I want to use the ML.Net Kmeans algo but I do not know during compile time the size of the dataset aka the number of features.
I see that the vector type length is supposed to be a const and thus trying to pass as an argument will not work.
class Data
{
public string ID{ get; set; }
[VectorType(5)] //I do not know the if the data will contain 5 or more features
public float[] Features { get; set; }
}
To be used:
InputData row = new InputData { AssetID = Data[0, i + 1].ToString(), Features = features };
var context = new MLContext();
var DataView = context.Data.LoadFromEnumerable(dataArray);
string featuresColumnName = "Features";
var pipeline=context.Transforms.Concatenate(featuresColumnName,"Features") .Append(context.Clustering.Trainers.KMeans(featuresColumnName, clustersCount: NumberClusters));
var model = pipeline.Fit(DataView);
If the dimension of the vector is fixed, you can work around at runtime:
private class SampleTemperatureDataVector
{
public DateTime Date { get; set; }
public float[] Temperature { get; set; }
}
notice this type has not annotations. You can create SchemaDefinition from it, than modify that schema. The initial SchemaDefinition will have the IsKnownSize
property set to false
. After the modification the Size
will be set to the dimension you set it, 3 in this case.

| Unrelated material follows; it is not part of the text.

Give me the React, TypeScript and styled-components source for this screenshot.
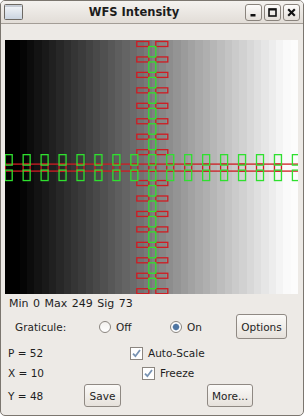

var data2 = new SampleTemperatureDataVector[]
{
new SampleTemperatureDataVector
{
Date = DateTime.UtcNow,
Temperature = new float[] {1.2f, 3.4f, 5.6f}
},
new SampleTemperatureDataVector
{
Date = DateTime.UtcNow,
Temperature = new float[] {1.2f, 3.4f, 5.6f}
},
};
int featureDimension = 3;
var autoSchema = SchemaDefinition.Create(typeof(SampleTemperatureDataVector));
var featureColumn = autoSchema[1];
var itemType = ((VectorDataViewType)featureColumn.ColumnType).ItemType;
featureColumn.ColumnType = new VectorDataViewType(itemType, featureDimension);
IDataView data3 = mlContext.Data.LoadFromEnumerable(data2, autoSchema);